The Yale men’s basketball team will host Cornell and Columbia this weekend at the John J. Lee Amphitheater, looking to complete its second two-game sweep in as many weekends.

Both opponents sit at the middle of the Ancient Eight table with six games to play, and both seem epitomize the unpredictable results of Ivy League play so far this season.

The Elis (18–7, 7–1 Ivy) will first face fourth-place Cornell (12–12, 4–4) on Friday, which is coming off a roller-coaster weekend on the road. The Big Red defeated now last-place Dartmouth in an 81–72 overtime thriller, only to be easily handled 61–40 by a strong Harvard team that appears to be hitting its stride at the right time, having won its last six games.

Columbia (11–11, 3–5), which rests one spot behind the Big Red in the standings, had a frustrating pair of games a week ago after taking Harvard to the wire only to lose by four, and falling by 12 to Dartmouth.

The Bulldogs are coming off of a hot-shooting road sweep, blowing out Penn on Friday night by 27 and holding off a ferocious Princeton comeback on Saturday to win by eight.

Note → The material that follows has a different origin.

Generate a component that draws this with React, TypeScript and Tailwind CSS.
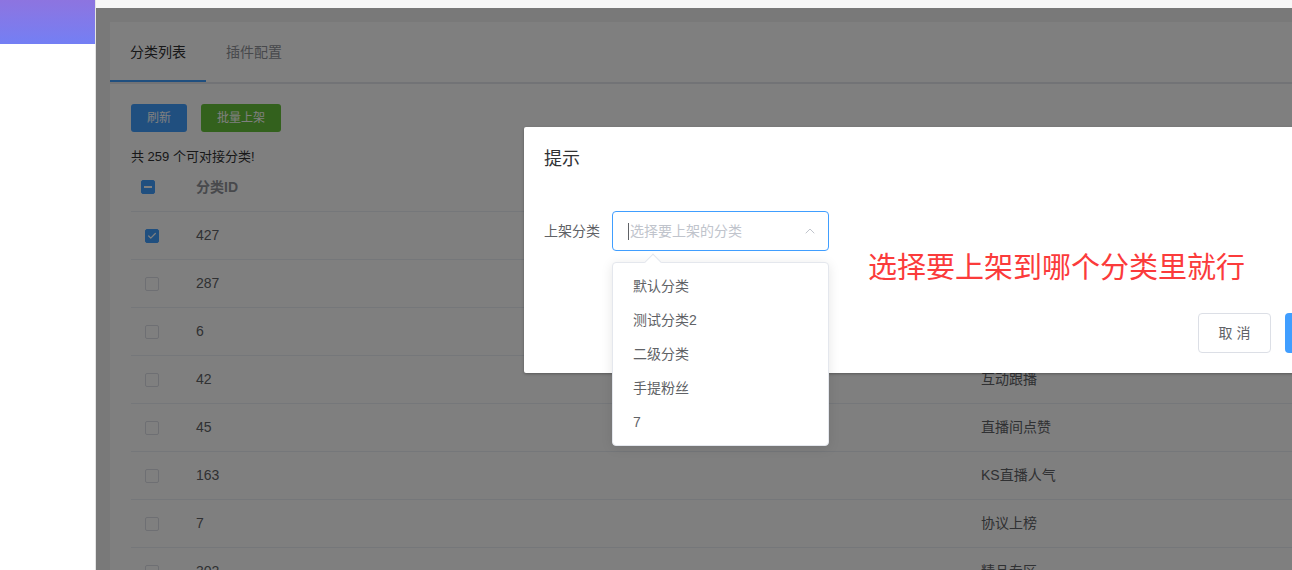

Standout forwards Justin Sears ’16 and Matt Townsend ’15 credited the bench play for much of the success over the weekend. In particular, Townsend praised the composure of guard Makai Mason ’18 in the second half of the Princeton game.

“Makai hit some big-time shots down the stretch in our second half comeback,” Townsend said of Mason’s 5–5 effort against Princeton, which complemented his 14-point outing the night before against the Quakers.

Mason has seen much more court time as of late, playing at least 20 minutes in six of his last seven games, compared to just two such games before that stretch. He likened his role on the team to a shot of energy off the bench.

Sears also noted Mason’s developing maturity, as well as the growing intensity and invaluable impact of captain Greg Kelley ’15.

“It’s Greg’s last go-around, and you can see that in his sense of urgency,” Sears said.

Regarding preparations for this weekend’s matchups, Townsend said forcing Columbia to take different shots and limit its opportunities from long range will be key.

As for the Big Red, both Townsend and Mason agreed that breaking Cornell’s defensive pressure is paramount on Friday.

“Cornell likes ball pressure. We’ve been working in practice on handling that full court press,” Townsend said.

Mason agreed, commenting on the Cornell players’ length and athleticism. He added that there has been an emphasis in practice on moving the ball around with our motion and getting guys open shots — something that proved to be a struggle in Yale’s lone conference loss against Harvard.

Though it is hard to predict how either competitor will challenge this weekend, one thing is for sure: With Cornell’s away record of 2–5 and Columbia’s at 5–5, the Bulldogs will be sure to try and take advantage of these two teams’ road game woes.

Yale has certainly realized a strong home-court advantage this season — having gone 6–2 in contests at Payne Whitney — especially with the prospects of an Ivy League title and an appearance in the NCAA Tournament at hand. The Elis currently control their own fate in the Ancient Eight and do not need to rely on any upsets or Harvard’s misfortune to get a berth to the Big Dance for the first time in over 50 years.

However, guard Javier Duren ’15 maintains that there has been no change in strategy as a result of this potential title.

“Coach [James Jones] has constantly told us that our focus shouldn’t be an Ivy League title but on the next game,” Duren said. “In that, we’ve been able to remain humble and take it one game at a time.”

The tip off for both Friday and Saturday’s games will be at 7 p.m. in the John J. Lee Amphitheater.